Amortization vs. Depreciation: An Overview
Amortization and depreciation are the two main methods of calculating the value of these assets. There’s a third, less commonly used, method: depletion.
The key differences between the three methods involve the type of asset being expensed.
- Amortization and depreciation are two methods of calculating the value for business assets over time.
- A business will calculate these expense amounts in order to use them as a tax deduction and reduce its tax liability.
- Amortization is the practice of spreading an intangible asset’s cost over that asset’s useful life.
- Depreciation is the expensing of a fixed asset over its useful life.
- A third method for expensing business assets is the depletion method, which is an accrual accounting method used by businesses that extract natural resources from the earth—such as timber, oil, and minerals.
Amortization is the accounting practice of spreading the cost of an intangible asset over its useful life. Intangible assets are not physical in nature but they are, nonetheless, assets of value.
Examples of intangible assets that are expensed through amortization include:
- Patents and trademarks
- Franchise agreements
- Proprietary processes, such as copyrights
- Costs of issuing bonds to raise capital
- Organizational costs
Amortization is typically expensed on a straight-line basis. That means that the same amount is expensed in each period over the asset’s useful life.
Assets that are expensed using the amortization method typically don’t have any resale or salvage value.
(The term “amortization” is used in another, unrelated, context. An amortization schedule is often used to calculate a series of loan payments consisting of both principal and interest in each payment, as in the case of a mortgage.)
The term amortization is used in both accounting and in lending with completely different definitions and uses.
Some examples of fixed or tangible assets that are commonly depreciated include:
- Office furniture
Unlike intangible assets, tangible assets might have some value when the business no longer has a use for them. For this reason, depreciation is calculated by subtracting the asset’s salvage value or resale value from its original cost. The difference is depreciated evenly over the years of the expected life of the asset.
In other words, the depreciated amount expensed in each year is a tax deduction for the company until the useful life of the asset has expired.
For example, a business may buy or build an office building, and use it for many years. The business then relocates to a newer, bigger building elsewhere. The original office building may be a bit rundown but it still has value. The cost of the building, minus its resale value, is spread out over the predicted life of the building, with a portion of the cost being expensed in each accounting year.
Depreciation of some fixed assets can be done on an accelerated basis, meaning that a larger portion of the asset’s value is expensed in the early years of the asset’s life. Vehicles are typically depreciated on an accelerated basis.
Depletion is another way that the cost of business assets can be established in certain cases. It is relevant only to the valuation of natural resources.
For example, an oil well has a finite life before all of the oil is pumped out. Therefore, the oil well’s setup costs can be spread out over the predicted life of the well.

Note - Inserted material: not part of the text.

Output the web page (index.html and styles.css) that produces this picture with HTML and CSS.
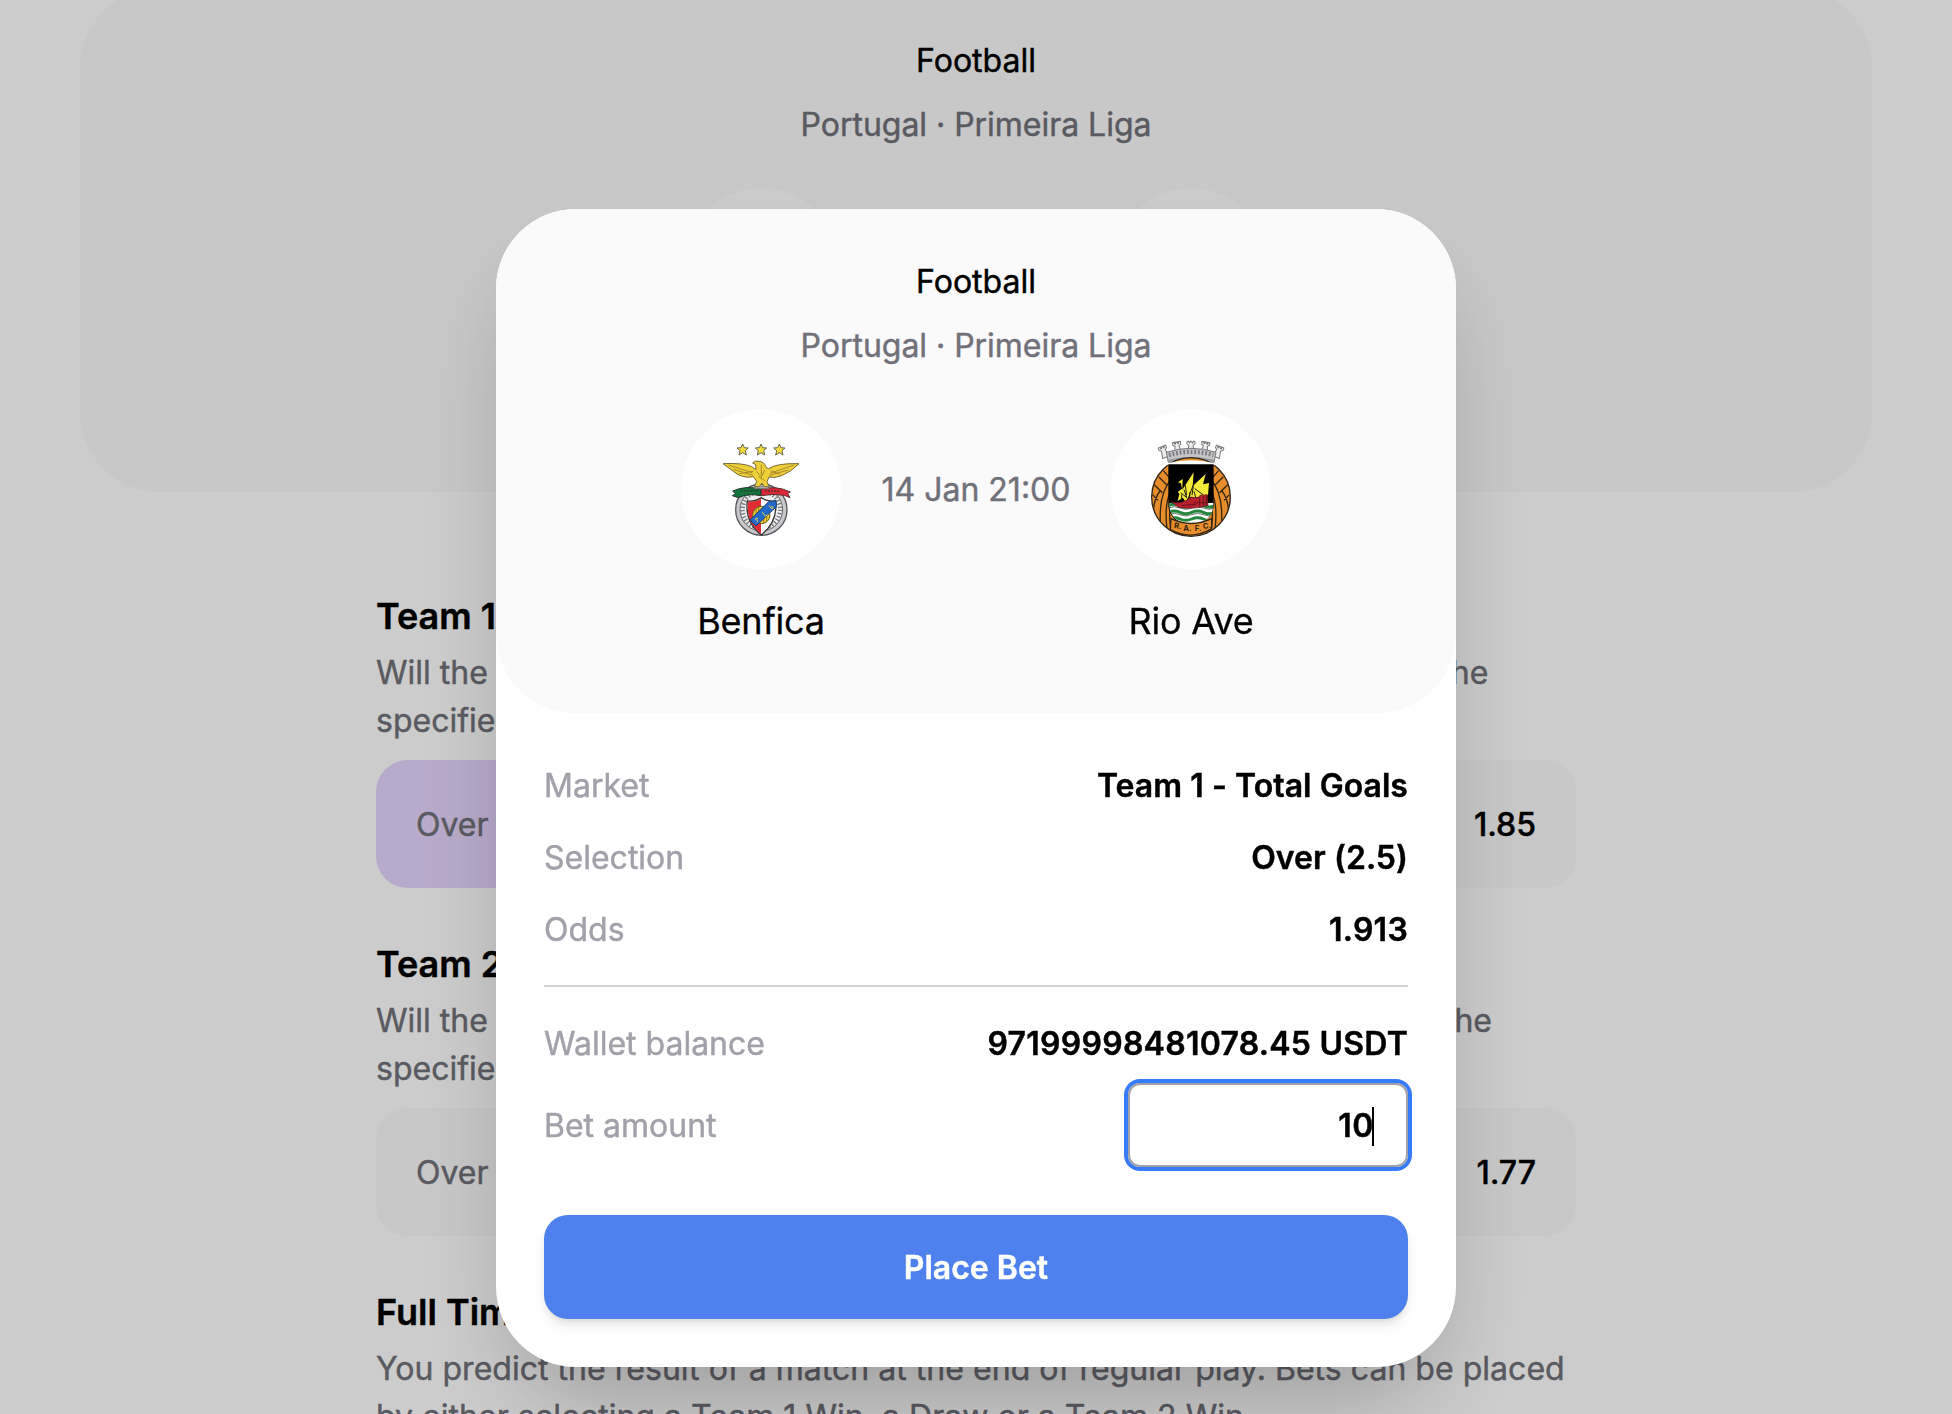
FILE: index.html
```html
<!DOCTYPE html>
<html lang="en">
<head>
<meta charset="utf-8">
<title>Place Bet</title>
<link rel="stylesheet" href="styles.css">
</head>
<body>
<main class="page">
  <header class="game game-page">
    <p class="sport">Football</p>
    <p class="league">Portugal · Primeira Liga</p>
    <div class="teams">
      <div class="team"><span class="crest"></span></div>
      <span class="kickoff"></span>
      <div class="team"><span class="crest"></span></div>
    </div>
  </header>
  <div class="markets">
    <section class="market">
      <h2>Team 1 - Total Goals</h2>
      <p>Will the <span class="rule">combined number of goals scored by Team 1 be over or below</span> the specified line?</p>
      <div class="options"><div class="option selected"><span>Over</span></div><div class="option end"><b>1.85</b></div></div>
    </section>
    <section class="market">
      <h2>Team 2 - Total Goals</h2>
      <p>Will the <span class="rule rule-tight">combined number of goals scored by Team 2 be over or below</span> the specified line?</p>
      <div class="options"><div class="option"><span>Over</span></div><div class="option end"><b>1.77</b></div></div>
    </section>
    <section class="market">
      <h2>Full Time Result</h2>
      <p class="result-note">You predict the result of a match at the end of regular play. Bets can be placed by either selecting a Team 1 Win, a Draw or a Team 2 Win.</p>
    </section>
  </div>
</main>

<div class="overlay">
  <div class="modal" role="dialog">
    <header class="game">
      <p class="sport">Football</p>
      <p class="league">Portugal · Primeira Liga</p>
      <div class="teams">
        <div class="team">
          <span class="crest">
            <svg viewBox="33 27 480 480" aria-hidden="true">
              <defs>
                <path id="star" d="M0-17 5-6 17-5 8 3 11 16 0 9-11 16-8 3-17-5-5-6Z" fill="#f3d93d" stroke="#66644f" stroke-width="3"/>
              </defs>
              <use href="#star" x="218" y="149"/><use href="#star" x="273" y="149"/><use href="#star" x="328" y="149"/>
              <circle cx="274" cy="329" r="77" fill="#c9c9cb" stroke="#55565a" stroke-width="4"/>
              <circle cx="274" cy="329" r="64" fill="#eee" stroke="#66676b" stroke-width="3"/>
              <circle cx="274" cy="329" r="56" fill="none" stroke="#77787c" stroke-width="13" stroke-dasharray="4 6"/>
              <path d="M232 303Q255 306 274 293 292 306 317 303 324 365 274 405 224 365 232 303Z" fill="#fff" stroke="#333" stroke-width="4"/>
              <path d="M234 305Q255 308 273 296V402Q226 365 234 305Z" fill="#e22d36"/>
              <circle cx="274" cy="345" r="26" fill="#e9c936" stroke="#6b5c1e" stroke-width="3"/>
              <path d="M258 326v38M266 321v49M281 321v49M290 327v37" stroke="#997f23" stroke-width="3"/>
              <path d="M240 360 296 305 318 302 319 320 258 378Z" fill="#2369c9" stroke="#163f7c" stroke-width="3"/>
              <path d="M264 356q-10-4-7 3 10 1 4 8M277 336l9 13 7-5M297 317l9 10q8-7-2-7" fill="none" stroke="#e2d34a" stroke-width="3"/>
              <path d="M188 273Q228 255 272 268V287Q235 279 205 293L187 287 197 281Z" fill="#14743c" stroke="#26332a" stroke-width="3"/>
              <path d="M274 268Q318 255 361 276L353 280 360 293 343 286Q309 280 274 287Z" fill="#df2737" stroke="#5b2930" stroke-width="3"/>
              <path d="M214 273 263 272M286 272 332 274" stroke="#25352a" stroke-width="5" stroke-dasharray="4 5"/>
              <path d="M260 258h30l8 8h-46Z" fill="#aaaaa9" stroke="#666" stroke-width="2"/>
              <path d="M248 189Q255 180 267 184 282 185 287 199 291 207 296 206 321 189 387 191 364 215 335 227 314 235 297 231L291 245 297 260H283L276 249 268 260H254L260 244 250 230Q217 237 190 214L159 191Q218 188 245 200L258 209 257 194Z" fill="#efd039" stroke="#776b39" stroke-width="3" stroke-linejoin="round"/>
              <path d="M175 195 247 218M190 208 249 226M208 221 250 214M372 195 300 220M355 210 298 226M331 223 302 212M260 214l12 15M284 210l-12 24M266 230l18 12M274 194v32" fill="none" stroke="#a78a2b" stroke-width="3"/>
            </svg>
          </span>
          <span class="team-name">Benfica</span>
        </div>
        <time class="kickoff">14 Jan 21:00</time>
        <div class="team">
          <span class="crest">
            <svg viewBox="33 27 480 480" aria-hidden="true">
              <defs>
                <path id="tower" d="M-12-12h6v5h3v-5h6v5h3v-5h6v8l-6 4 5 22h-22l5-22-6-4Z" fill="#eee" stroke="#77787a" stroke-width="3"/>
                <clipPath id="disc"><circle cx="273" cy="291" r="117"/></clipPath>
                <clipPath id="sea"><path d="M208 308H340V320Q333 371 274 371 216 371 208 320Z"/></clipPath>
              </defs>
              <use href="#tower" transform="translate(190 151) rotate(-22)"/><use href="#tower" transform="translate(231 138) rotate(-10)"/><use href="#tower" x="273" y="136"/><use href="#tower" transform="translate(316 138) rotate(10)"/><use href="#tower" transform="translate(356 151) rotate(22)"/>
              <path d="M199 157Q273 133 348 157L342 187Q273 171 205 187Z" fill="#c4c4c6" stroke="#77787a" stroke-width="3"/>
              <path d="M207 165Q273 146 340 165" fill="none" stroke="#77787b" stroke-width="13" stroke-dasharray="5 6"/>
              <path d="M203 179Q273 163 344 179L342 192Q273 178 206 192Z" fill="#9b9c9f"/>
              <circle cx="273" cy="291" r="118" fill="#e88d2b" stroke="#302617" stroke-width="4"/>
              <g clip-path="url(#disc)" fill="none" stroke="#332613" stroke-width="4">
                <path d="M212 240Q177 280 181 368M212 273Q192 315 201 386M212 312Q206 345 212 386M160 350Q158 300 182 270M190 212 211 236M176 230 203 257M163 254 187 278M158 284 174 301M334 240Q369 280 365 368M334 273Q354 315 345 386M334 312Q340 345 334 386M386 350Q388 300 364 270M356 212 335 236M370 230 343 257M383 254 359 278M388 284 372 301"/>
              </g>
              <path d="M202 190Q273 172 344 190V196H202Z" fill="#fff"/>
              <path d="M205 193H341V320Q331 374 274 374 215 374 205 320Z" fill="#000"/>
              <g clip-path="url(#sea)">
                <path d="M200 305H345V380H200Z" fill="#fff"/>
                <path d="M205 317q18-8 35 0t35 0 35 0 35 0M205 337q18-8 35 0t35 0 35 0 35 0M205 357q18-8 35 0t35 0 35 0 35 0" fill="none" stroke="#23863b" stroke-width="9"/>
                <path d="M205 324q18-8 35 0t35 0 35 0 35 0M205 344q18-8 35 0t35 0 35 0 35 0" fill="none" stroke="#173520" stroke-width="2"/>
              </g>
              <path d="M247 269 281 217 278 258 317 222 309 253 327 249 324 286 286 293 266 291 256 306 249 293 233 303 238 281 233 276 246 266 243 250 234 247 248 237Z" fill="#f3ea3c"/>
              <path d="M256 256 260 286M281 250 276 286M284 266 309 284M242 278l20 16M269 277v28M245 301v-18M282 274l6 21M252 269l8 24M279 257l-13 35" stroke="#21200a" stroke-width="3"/>
              <path d="M215 306Q246 315 273 291 297 297 300 286L322 284 324 316Q281 330 235 322Z" fill="#b9202e" stroke="#54131a" stroke-width="2"/>
              <path d="M299 292v27M310 288v30M319 287v27M281 308h41M246 316l42-3" stroke="#64131c" stroke-width="3"/>
              <path d="M213 356Q274 385 335 356V386Q274 423 211 389Z" fill="#e88d2b" stroke="#332613" stroke-width="4"/>
              <g class="crest-letters"><text x="221" y="384" transform="rotate(8 221 384)">R.</text><text x="250" y="392">A.</text><text x="284" y="392">F.</text><text x="310" y="387" transform="rotate(-8 310 387)">C.</text></g>
            </svg>
          </span>
          <span class="team-name">Rio Ave</span>
        </div>
      </div>
    </header>
    <div class="slip">
      <dl class="details">
        <div class="row"><dt>Market</dt><dd>Team 1 - Total Goals</dd></div>
        <div class="row"><dt>Selection</dt><dd>Over (2.5)</dd></div>
        <div class="row"><dt>Odds</dt><dd class="figure">1.913</dd></div>
      </dl>
      <dl class="payment">
        <div class="row"><dt>Wallet balance</dt><dd class="figure">97199998481078.45 USDT</dd></div>
        <div class="row"><dt>Bet amount</dt><dd class="amount">10<span class="caret"></span></dd></div>
      </dl>
      <button class="place" type="button">Place Bet</button>
    </div>
  </div>
</div>
</body>
</html>
```
FILE: styles.css
```css
* { box-sizing: border-box; }
body, h2, p, dl, dd { margin: 0; }
body {
  height: 100vh;
  overflow: hidden;
  background: #fff;
  color: #000;
  font: 400 32px/48px Inter, "Liberation Sans", sans-serif;
  -webkit-text-stroke: .45px currentColor;
}
.page { height: 100vh; overflow: hidden; padding: 0 80px; }

.game {
  display: flex;
  flex-direction: column;
  align-items: center;
  height: 504px;
  padding: 49px 0 63px;
  border-radius: 80px;
  background: #fafafa;
}
.game-page { margin-top: -12px; }
.league { margin-top: 16px; color: #71717a; letter-spacing: -.03px; }
.teams { display: flex; gap: 40px; margin-top: 39px; }
.team { display: flex; flex-direction: column; align-items: center; gap: 24px; width: 160px; }
.crest { width: 160px; height: 160px; border-radius: 50%; background: #fff; }
.crest svg { display: block; width: 100%; height: 100%; }
.crest-letters { font: 700 23px Inter, sans-serif; fill: #332613; -webkit-text-stroke: 0; }
.team-name { font-size: 36px; line-height: 56px; letter-spacing: -.2px; white-space: nowrap; -webkit-text-stroke-width: .3px; }
.kickoff { width: 190px; padding-top: 1px; line-height: 160px; text-align: center; white-space: nowrap; color: #71717a; }

.markets { display: flex; flex-direction: column; gap: 48px; width: 1200px; margin: 96px auto 0; }
.market h2 { font-size: 36px; line-height: 56px; font-weight: 600; }
.market p { margin-top: 5px; color: #71717a; }
.market .result-note { letter-spacing: .03px; }
.rule { letter-spacing: -.13px; }
.rule-tight { letter-spacing: -.18px; }
.options { display: grid; grid-template-columns: 1fr 1fr; gap: 16px; margin-top: 15px; }
.option {
  display: flex;
  align-items: center;
  height: 128px;
  padding: 2px 40px 0;
  border-radius: 32px;
  background: #fafafa;
}
.option.end { justify-content: flex-end; }
.option span { color: #71717a; }
.option b { font-weight: 500; }
.option.selected { background: #e7d5fd; }

.overlay {
  position: fixed;
  inset: 0;
  display: flex;
  justify-content: center;
  align-items: flex-start;
  padding-top: 209px;
  background: rgba(0, 0, 0, .2);
}
.modal {
  width: 960px;
  border-radius: 80px;
  background: #fff;
  box-shadow: 0 50px 100px -24px rgba(0, 0, 0, .25);
}
.slip { padding: 49px 48px 48px; }
.details { display: flex; flex-direction: column; gap: 24px; padding-bottom: 31px; border-bottom: 2px solid #d4d4d8; }
.payment { display: flex; flex-direction: column; gap: 15px; padding-top: 33px; }
.row { display: flex; align-items: center; justify-content: space-between; }
.row dt { color: #a1a1aa; }
.row dd { font-weight: 600; letter-spacing: .05px; }
.row .figure { letter-spacing: .25px; }
.payment .row:last-child dt { padding-top: 2px; }
.row .amount {
  display: flex;
  align-items: center;
  justify-content: flex-end;
  width: 280px;
  height: 84px;
  padding: 2px 32px 0 0;
  border: 2px solid #a1a1aa;
  border-radius: 12px;
  letter-spacing: .6px;
  box-shadow: 0 0 0 4px #367bf7;
}
.caret { width: 2px; height: 39px; margin-left: -2px; background: #000; }
.place {
  display: block;
  width: 100%;
  height: 104px;
  margin-top: 48px;
  padding: 2px 0 0;
  border: 0;
  border-radius: 24px;
  background: #4e80ee;
  color: #fff;
  font: inherit;
  font-weight: 600;
  -webkit-text-stroke: .45px #fff;
  box-shadow: 0 8px 12px -2px rgba(0, 0, 0, .1), 0 4px 8px -4px rgba(0, 0, 0, .1);
}
```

The two basic forms of depletion allowance are percentage depletion and cost depletion. The percentage depletion method allows a business to assign a fixed percentage of depletion to the gross income received from extracting natural resources. The cost depletion method takes into account the basis of the property, the total recoverable reserves, and the number of units sold.
The Common Factor
With depreciation, amortization, and depletion all are non-cash expenses. That is, no cash is spent in the years for which they are expensed.
In some countries, including Canada, the terms amortization and depreciation are often used interchangeably to refer to tangible and intangible assets.
Correction—Jan. 20, 2022: An earlier version of this article erroneously listed land as an asset that could be depreciated. Land can never be depreciated, according to the IRS.